### Data for processing
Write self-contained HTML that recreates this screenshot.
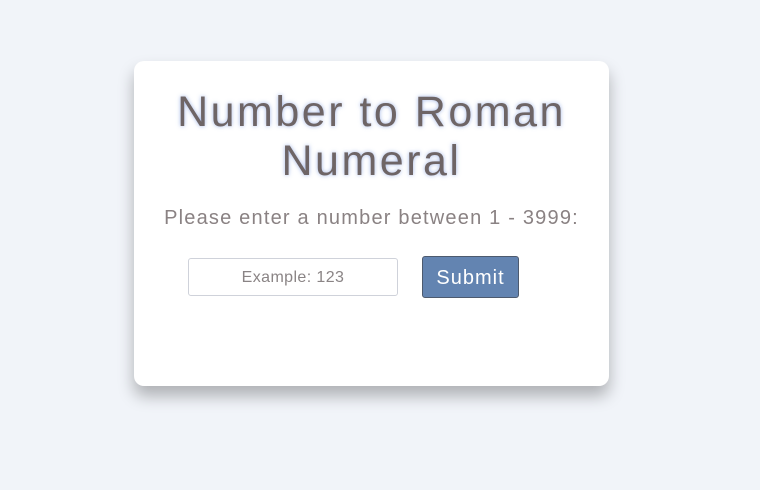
<!DOCTYPE html>
<html><head><meta charset="utf-8"><style>
html,body{margin:0;padding:0;}
body{width:760px;height:490px;background:#f1f4f9;font-family:"Liberation Sans",sans-serif;position:relative;overflow:hidden;}
.card{position:absolute;left:134px;top:61px;width:475px;height:325px;background:#fff;border-radius:10px;box-shadow:0 10px 16px rgba(0,0,0,0.28);}
h1{position:absolute;left:0;right:0;top:27px;margin:0;text-align:center;font-weight:normal;font-size:43px;line-height:49px;color:#6e6566;text-shadow:0 0 4px rgba(120,150,220,0.7);letter-spacing:2.5px;}
.sub{position:absolute;left:0;right:0;top:146px;text-align:center;font-size:20px;color:#8a8283;letter-spacing:1.2px;}
.inp{position:absolute;left:54px;top:197px;width:208px;height:36px;border:1px solid #cfd2da;border-radius:3px;text-align:center;line-height:37px;font-size:16px;letter-spacing:0.4px;color:#8a8485;}
.btn{position:absolute;left:288px;top:195px;width:95px;height:40px;background:#6384b1;border:1px solid #4d5a6e;border-radius:3px;color:#fff;font-size:20px;letter-spacing:1px;text-align:center;line-height:43px;}
</style></head><body>
<div class="card">
<h1>Number to Roman<br>Numeral</h1>
<div class="sub">Please enter a number between 1 - 3999:</div>
<div class="inp">Example: 123</div>
<div class="btn">Submit</div>
</div>
</body></html>
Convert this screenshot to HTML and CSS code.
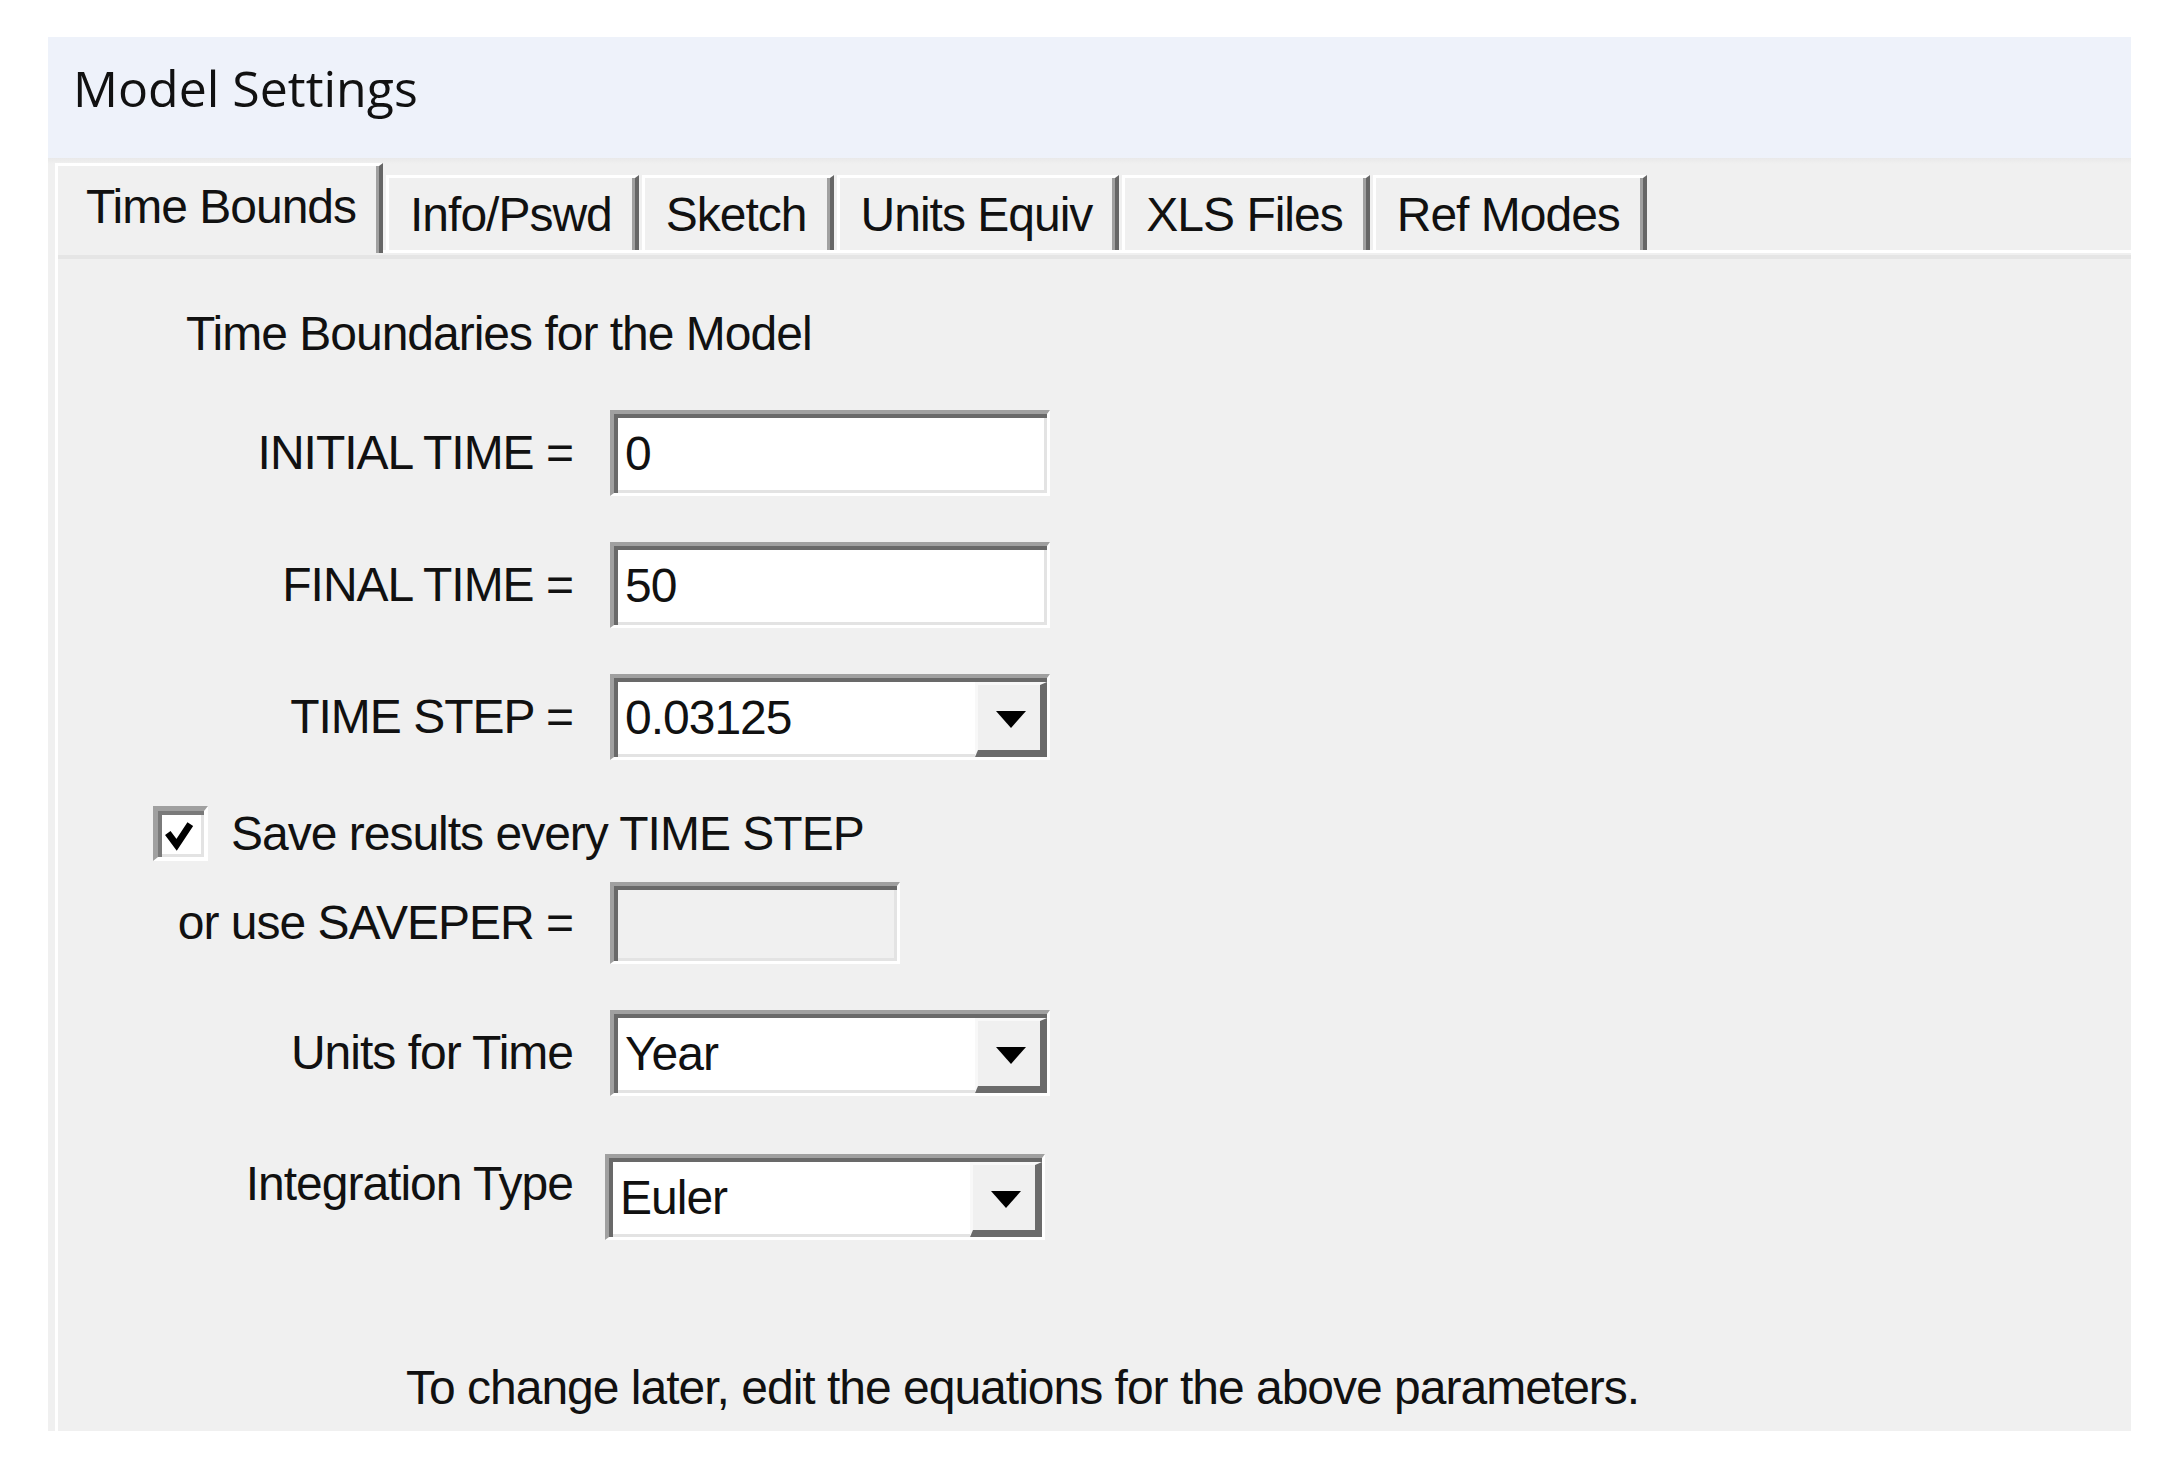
FILE: index.html
```html
<!DOCTYPE html>
<html lang="en">
<head>
<meta charset="utf-8">
<title>Model Settings</title>
<link rel="stylesheet" href="styles.css">
</head>
<body>
<div class="dialog">
  <div class="title">Model Settings</div>
  <div class="tabs">
    <div class="tab active">Time Bounds</div>
    <div class="tab">Info/Pswd</div>
    <div class="tab">Sketch</div>
    <div class="tab">Units Equiv</div>
    <div class="tab">XLS Files</div>
    <div class="tab">Ref Modes</div>
  </div>
  <div class="page">
    <div class="heading">Time Boundaries for the Model</div>
    <div class="form">
      <div class="row">
        <div class="label">INITIAL TIME =</div>
        <div class="field">0</div>
      </div>
      <div class="row">
        <div class="label">FINAL TIME =</div>
        <div class="field">50</div>
      </div>
      <div class="row">
        <div class="label">TIME STEP =</div>
        <div class="field combo"><span class="value">0.03125</span><span class="drop"><svg width="30" height="17" viewBox="0 0 30 17"><polygon points="0,0 30,0 15,17" fill="#000"/></svg></span></div>
      </div>
      <div class="check-row">
        <span class="checkbox"><svg width="47" height="47" viewBox="0 0 47 47"><polyline points="10,22 19,34 33,13" fill="none" stroke="#000" stroke-width="7"/></svg></span>
        <span>Save results every TIME STEP</span>
      </div>
      <div class="row tight">
        <div class="label">or use SAVEPER =</div>
        <div class="field disabled"></div>
      </div>
      <div class="row">
        <div class="label">Units for Time</div>
        <div class="field combo"><span class="value">Year</span><span class="drop"><svg width="30" height="17" viewBox="0 0 30 17"><polygon points="0,0 30,0 15,17" fill="#000"/></svg></span></div>
      </div>
      <div class="row loose">
        <div class="label">Integration Type</div>
        <div class="field combo"><span class="value">Euler</span><span class="drop"><svg width="30" height="17" viewBox="0 0 30 17"><polygon points="0,0 30,0 15,17" fill="#000"/></svg></span></div>
      </div>
    </div>
    <div class="note">To change later, edit the equations for the above parameters.</div>
  </div>
</div>
</body>
</html>
```
FILE: styles.css
```css
body {
  margin: 0;
  background: #ffffff;
  font-family: "Liberation Sans", Arial, sans-serif;
  font-size: 48px;
  line-height: 48px;
  letter-spacing: -1px;
  color: #111111;
}

.dialog {
  margin: 37px 0 0 48px;
  width: 2083px;
  height: 1394px;
  display: flex;
  flex-direction: column;
  background: #f0f0f0;
}

.title {
  height: 121px;
  box-sizing: border-box;
  padding: 26px 0 0 25px;
  background: #eef2fa;
  font-family: "Open Sans", "Noto Sans", sans-serif;
  font-size: 50px;
  line-height: 50px;
  letter-spacing: 0;
  color: #111111;
}

.tabs {
  display: flex;
  align-items: flex-end;
  gap: 3px;
  height: 92px;
  padding-left: 7px;
  background: linear-gradient(to bottom, #e9e9e9 0, #f0f0f0 6px);
}

.tab {
  box-sizing: border-box;
  height: 75px;
  padding: 13px 23px 0 21px;
  border-top: 3px solid #ffffff;
  border-left: 3px solid #ffffff;
  border-right: 4px solid #666666;
  box-shadow: inset -3px 0 0 #a0a0a0;
  background: #f0f0f0;
  white-space: nowrap;
}

.tab.active {
  height: 90px;
  margin-bottom: -3px;
  padding: 17px 23px 0 28px;
  position: relative;
  z-index: 1;
}

.page {
  flex: 1;
  display: flex;
  flex-direction: column;
  margin-left: 7px;
  padding-top: 57px;
  border-top: 3px solid #ffffff;
  border-left: 3px solid #ffffff;
  background: linear-gradient(to bottom, #f0f0f0 0, #f0f0f0 2px, #e5e5e5 2px, #e5e5e5 6px, #f0f0f0 6px);
}

.heading {
  padding-left: 128px;
}

.form {
  margin-top: 52px;
  display: flex;
  flex-direction: column;
}

.form > .row + .row,
.form > .row + .check-row,
.form > .check-row + .row {
  margin-top: 46px;
}

.form > .row.tight {
  margin-top: 21px;
}

.form > .row.loose {
  margin-top: 58px;
  align-items: flex-start;
}

.row {
  display: flex;
  align-items: center;
  gap: 37px;
}

.label {
  flex: none;
  width: 515px;
  text-align: right;
  white-space: nowrap;
}

.row.loose .label {
  margin-top: 6px;
}

.row.loose .field {
  margin-left: -5px;
}

.field {
  box-sizing: border-box;
  flex: none;
  width: 440px;
  height: 86px;
  display: flex;
  align-items: center;
  padding-left: 11px;
  border-style: solid;
  border-width: 4px 3px 3px 4px;
  border-color: #a0a0a0 #ffffff #ffffff #a0a0a0;
  box-shadow: inset 4px 4px 0 #696969, inset -3px -3px 0 #e3e3e3;
  background: #ffffff;
}

.field.disabled {
  width: 290px;
  height: 82px;
  background: #f0f0f0;
}

.combo {
  padding-right: 0;
}

.combo .value {
  flex: 1;
}

.drop {
  align-self: stretch;
  box-sizing: border-box;
  width: 72px;
  margin-top: 4px;
  display: flex;
  align-items: center;
  justify-content: center;
  padding: 4px 0 0 4px;
  border-style: solid;
  border-width: 3px 7px 7px 3px;
  border-color: #f8f8f8 #6b6b6b #6b6b6b #f8f8f8;
  background: #f0f0f0;
}

.check-row {
  display: flex;
  align-items: center;
  gap: 23px;
  padding-left: 95px;
}

.checkbox {
  flex: none;
  box-sizing: border-box;
  width: 55px;
  height: 55px;
  display: flex;
  border-style: solid;
  border-width: 5px 4px 4px 5px;
  border-color: #a0a0a0 #ffffff #ffffff #a0a0a0;
  box-shadow: inset 4px 4px 0 #7a7a7a, inset -3px -3px 0 #e3e3e3;
  background: #ffffff;
}

.note {
  margin-top: auto;
  margin-bottom: 19px;
  padding-left: 348px;
}
```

### Task directions
Quote everything in the listing above exactly; pictures are the only thing to omit.

### Result of the task
Write self-contained HTML that recreates this screenshot.
<!DOCTYPE html>
<html><head><meta charset="utf-8"><style>
html,body{margin:0;padding:0;}
body{width:760px;height:490px;background:#f1f4f9;font-family:"Liberation Sans",sans-serif;position:relative;overflow:hidden;}
.card{position:absolute;left:134px;top:61px;width:475px;height:325px;background:#fff;border-radius:10px;box-shadow:0 10px 16px rgba(0,0,0,0.28);}
h1{position:absolute;left:0;right:0;top:27px;margin:0;text-align:center;font-weight:normal;font-size:43px;line-height:49px;color:#6e6566;text-shadow:0 0 4px rgba(120,150,220,0.7);letter-spacing:2.5px;}
.sub{position:absolute;left:0;right:0;top:146px;text-align:center;font-size:20px;color:#8a8283;letter-spacing:1.2px;}
.inp{position:absolute;left:54px;top:197px;width:208px;height:36px;border:1px solid #cfd2da;border-radius:3px;text-align:center;line-height:37px;font-size:16px;letter-spacing:0.4px;color:#8a8485;}
.btn{position:absolute;left:288px;top:195px;width:95px;height:40px;background:#6384b1;border:1px solid #4d5a6e;border-radius:3px;color:#fff;font-size:20px;letter-spacing:1px;text-align:center;line-height:43px;}
</style></head><body>
<div class="card">
<h1>Number to Roman<br>Numeral</h1>
<div class="sub">Please enter a number between 1 - 3999:</div>
<div class="inp">Example: 123</div>
<div class="btn">Submit</div>
</div>
</body></html>
Convert this screenshot to HTML and CSS code.
FILE: index.html
```html
<!DOCTYPE html>
<html lang="en">
<head>
<meta charset="utf-8">
<title>Model Settings</title>
<link rel="stylesheet" href="styles.css">
</head>
<body>
<div class="dialog">
  <div class="title">Model Settings</div>
  <div class="tabs">
    <div class="tab active">Time Bounds</div>
    <div class="tab">Info/Pswd</div>
    <div class="tab">Sketch</div>
    <div class="tab">Units Equiv</div>
    <div class="tab">XLS Files</div>
    <div class="tab">Ref Modes</div>
  </div>
  <div class="page">
    <div class="heading">Time Boundaries for the Model</div>
    <div class="form">
      <div class="row">
        <div class="label">INITIAL TIME =</div>
        <div class="field">0</div>
      </div>
      <div class="row">
        <div class="label">FINAL TIME =</div>
        <div class="field">50</div>
      </div>
      <div class="row">
        <div class="label">TIME STEP =</div>
        <div class="field combo"><span class="value">0.03125</span><span class="drop"><svg width="30" height="17" viewBox="0 0 30 17"><polygon points="0,0 30,0 15,17" fill="#000"/></svg></span></div>
      </div>
      <div class="check-row">
        <span class="checkbox"><svg width="47" height="47" viewBox="0 0 47 47"><polyline points="10,22 19,34 33,13" fill="none" stroke="#000" stroke-width="7"/></svg></span>
        <span>Save results every TIME STEP</span>
      </div>
      <div class="row tight">
        <div class="label">or use SAVEPER =</div>
        <div class="field disabled"></div>
      </div>
      <div class="row">
        <div class="label">Units for Time</div>
        <div class="field combo"><span class="value">Year</span><span class="drop"><svg width="30" height="17" viewBox="0 0 30 17"><polygon points="0,0 30,0 15,17" fill="#000"/></svg></span></div>
      </div>
      <div class="row loose">
        <div class="label">Integration Type</div>
        <div class="field combo"><span class="value">Euler</span><span class="drop"><svg width="30" height="17" viewBox="0 0 30 17"><polygon points="0,0 30,0 15,17" fill="#000"/></svg></span></div>
      </div>
    </div>
    <div class="note">To change later, edit the equations for the above parameters.</div>
  </div>
</div>
</body>
</html>
```
FILE: styles.css
```css
body {
  margin: 0;
  background: #ffffff;
  font-family: "Liberation Sans", Arial, sans-serif;
  font-size: 48px;
  line-height: 48px;
  letter-spacing: -1px;
  color: #111111;
}

.dialog {
  margin: 37px 0 0 48px;
  width: 2083px;
  height: 1394px;
  display: flex;
  flex-direction: column;
  background: #f0f0f0;
}

.title {
  height: 121px;
  box-sizing: border-box;
  padding: 26px 0 0 25px;
  background: #eef2fa;
  font-family: "Open Sans", "Noto Sans", sans-serif;
  font-size: 50px;
  line-height: 50px;
  letter-spacing: 0;
  color: #111111;
}

.tabs {
  display: flex;
  align-items: flex-end;
  gap: 3px;
  height: 92px;
  padding-left: 7px;
  background: linear-gradient(to bottom, #e9e9e9 0, #f0f0f0 6px);
}

.tab {
  box-sizing: border-box;
  height: 75px;
  padding: 13px 23px 0 21px;
  border-top: 3px solid #ffffff;
  border-left: 3px solid #ffffff;
  border-right: 4px solid #666666;
  box-shadow: inset -3px 0 0 #a0a0a0;
  background: #f0f0f0;
  white-space: nowrap;
}

.tab.active {
  height: 90px;
  margin-bottom: -3px;
  padding: 17px 23px 0 28px;
  position: relative;
  z-index: 1;
}

.page {
  flex: 1;
  display: flex;
  flex-direction: column;
  margin-left: 7px;
  padding-top: 57px;
  border-top: 3px solid #ffffff;
  border-left: 3px solid #ffffff;
  background: linear-gradient(to bottom, #f0f0f0 0, #f0f0f0 2px, #e5e5e5 2px, #e5e5e5 6px, #f0f0f0 6px);
}

.heading {
  padding-left: 128px;
}

.form {
  margin-top: 52px;
  display: flex;
  flex-direction: column;
}

.form > .row + .row,
.form > .row + .check-row,
.form > .check-row + .row {
  margin-top: 46px;
}

.form > .row.tight {
  margin-top: 21px;
}

.form > .row.loose {
  margin-top: 58px;
  align-items: flex-start;
}

.row {
  display: flex;
  align-items: center;
  gap: 37px;
}

.label {
  flex: none;
  width: 515px;
  text-align: right;
  white-space: nowrap;
}

.row.loose .label {
  margin-top: 6px;
}

.row.loose .field {
  margin-left: -5px;
}

.field {
  box-sizing: border-box;
  flex: none;
  width: 440px;
  height: 86px;
  display: flex;
  align-items: center;
  padding-left: 11px;
  border-style: solid;
  border-width: 4px 3px 3px 4px;
  border-color: #a0a0a0 #ffffff #ffffff #a0a0a0;
  box-shadow: inset 4px 4px 0 #696969, inset -3px -3px 0 #e3e3e3;
  background: #ffffff;
}

.field.disabled {
  width: 290px;
  height: 82px;
  background: #f0f0f0;
}

.combo {
  padding-right: 0;
}

.combo .value {
  flex: 1;
}

.drop {
  align-self: stretch;
  box-sizing: border-box;
  width: 72px;
  margin-top: 4px;
  display: flex;
  align-items: center;
  justify-content: center;
  padding: 4px 0 0 4px;
  border-style: solid;
  border-width: 3px 7px 7px 3px;
  border-color: #f8f8f8 #6b6b6b #6b6b6b #f8f8f8;
  background: #f0f0f0;
}

.check-row {
  display: flex;
  align-items: center;
  gap: 23px;
  padding-left: 95px;
}

.checkbox {
  flex: none;
  box-sizing: border-box;
  width: 55px;
  height: 55px;
  display: flex;
  border-style: solid;
  border-width: 5px 4px 4px 5px;
  border-color: #a0a0a0 #ffffff #ffffff #a0a0a0;
  box-shadow: inset 4px 4px 0 #7a7a7a, inset -3px -3px 0 #e3e3e3;
  background: #ffffff;
}

.note {
  margin-top: auto;
  margin-bottom: 19px;
  padding-left: 348px;
}
```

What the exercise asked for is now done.